Alicia Schmidt Camacho is Professor of American Studies and Ethnicity, Race, and Migration at Yale University, and the Associate Head of Ezra Stiles College. Her scholarship concerns the feminicide in Ciudad Juárez, transnational migration, border governance, and social movements in the Americas. She is the author of Migrant Imaginaries: Latino Cultural Politics in the Mexico–U.S. Borderlands (NYU Press, 2008), and is currently at work on a second book project entitled, The Carceral Border. She contributes to regional and transnational projects for immigrant and human rights, including new initiatives focused on the intersections of criminal justice and immigration policing.
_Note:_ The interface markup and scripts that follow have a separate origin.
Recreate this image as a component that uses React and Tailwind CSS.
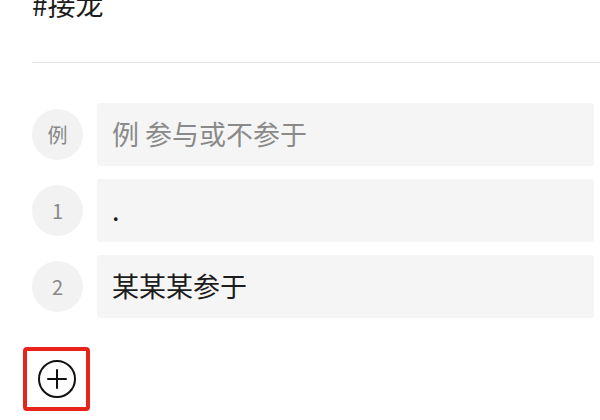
import React from "react";

const rows = [
  { label: "例", text: "例 参与或不参于", placeholder: true },
  { label: "1", text: ".", placeholder: false },
  { label: "2", text: "某某某参于", placeholder: false },
];

function Row({ label, text, placeholder }) {
  return (
    <div className="flex items-center gap-[14px] pr-[6px]">
      <div className="flex h-[51px] w-[51px] shrink-0 items-center justify-center rounded-full bg-[#f2f2f2] text-[20px] text-[#888]">
        {label}
      </div>
      <div className="flex h-[63px] flex-1 items-center rounded-[3px] bg-[#f5f5f5] px-[15px]">
        <span className={placeholder ? "text-[27px] text-[#8a8a8a]" : "text-[27px] text-[#1c1c1c]"}>{text}</span>
      </div>
    </div>
  );
}

export default function App() {
  return (
    <div
      className="h-[420px] w-[600px] overflow-hidden bg-white pl-8"
      style={{ fontFamily: '"Noto Sans CJK SC", "Noto Sans", sans-serif' }}
    >
      <div className="-mt-[10px] flex h-[73px] items-start border-b border-[#e6e6e6]">
        <span className="text-[28px] leading-[28px] text-[#1c1c1c]">#接龙</span>
      </div>

      <div className="mt-[40px] flex flex-col gap-[13px]">
        {rows.map((r, i) => (
          <Row key={i} {...r} />
        ))}
      </div>

      <div className="-ml-[9px] mt-[29px] flex h-[64px] w-[67px] items-center justify-center rounded-[4px] border-[4px] border-[#e8231a]">
        <svg width="40" height="40" viewBox="0 0 40 40" fill="none" stroke="#111" strokeWidth="2">
          <circle cx="20" cy="20" r="18" />
          <path d="M20 11v18M11 20h18" strokeLinecap="round" />
        </svg>
      </div>
    </div>
  );
}
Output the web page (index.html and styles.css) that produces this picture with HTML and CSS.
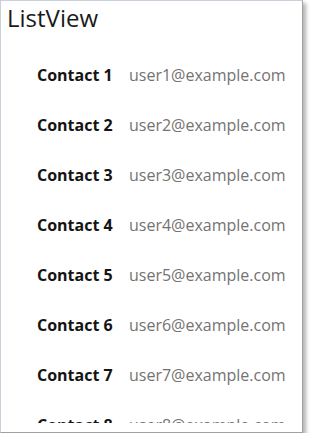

Event co-sponsored by the Multicultural Community Center, Division of Equity & Inclusion, Institute of Governmental Studies, Haas Institute for a Fair and Inclusive Society – Diversity and Democracy Cluster, Townsend Center for the Humanities, Kadish Center for Morality, Law and Public Affairs, Berkeley Interdisciplinary Migration Initiative, Center for Latino Policy Research, and Chicana/o and Latina/o Studies.
02.09.2017 | 5:30 – 8:00 PM | Multicultural Community Center in the Martin Luther King Jr. Student Union
In the late nineteenth and early twentieth centuries imprisoned black women faced wrenching forms of gendered racial terror and heinous structures of economic exploitation. Subjugated as convict laborers and forced to serve additional time as domestic workers before they were allowed their freedom, black women faced a pitiless system of violence, terror, and debasement. Drawing upon black feminist criticism and a diverse array of archival materials, Sarah Haley uncovers imprisoned women’s brutalization in local, county, and state convict labor systems, while also illuminating the prisoners’ acts of resistance and sabotage, challenging ideologies of racial capitalism and patriarchy and offering alternative conceptions of social and political life.
A landmark history of black women’s imprisonment in the South, No Mercy Here: Gender, Punishment, and the Making of Jim Crow Modernity recovers stories of the captivity and punishment of black women to demonstrate how the system of incarceration was crucial to organizing the logics of gender and race, and constructing Jim Crow modernity.
Introduction by Professor Nikki Jones, African American Studies.
Sarah Haley is Assistant Professor of Gender Studies and African American studies at the University of California, Los Angeles. No Mercy Here: Gender, Punishment, and the Making of Jim Crow Modernity is the winner of the 2016 Sara A. Whaley Prize, National Women’s Studies Association and the 2016 Letitia Woods Brown Book Award, Association of Black Women Historians.
Event co-sponsored by the Multicultural Community Center, African American Studies, and Gender & Women’s Studies.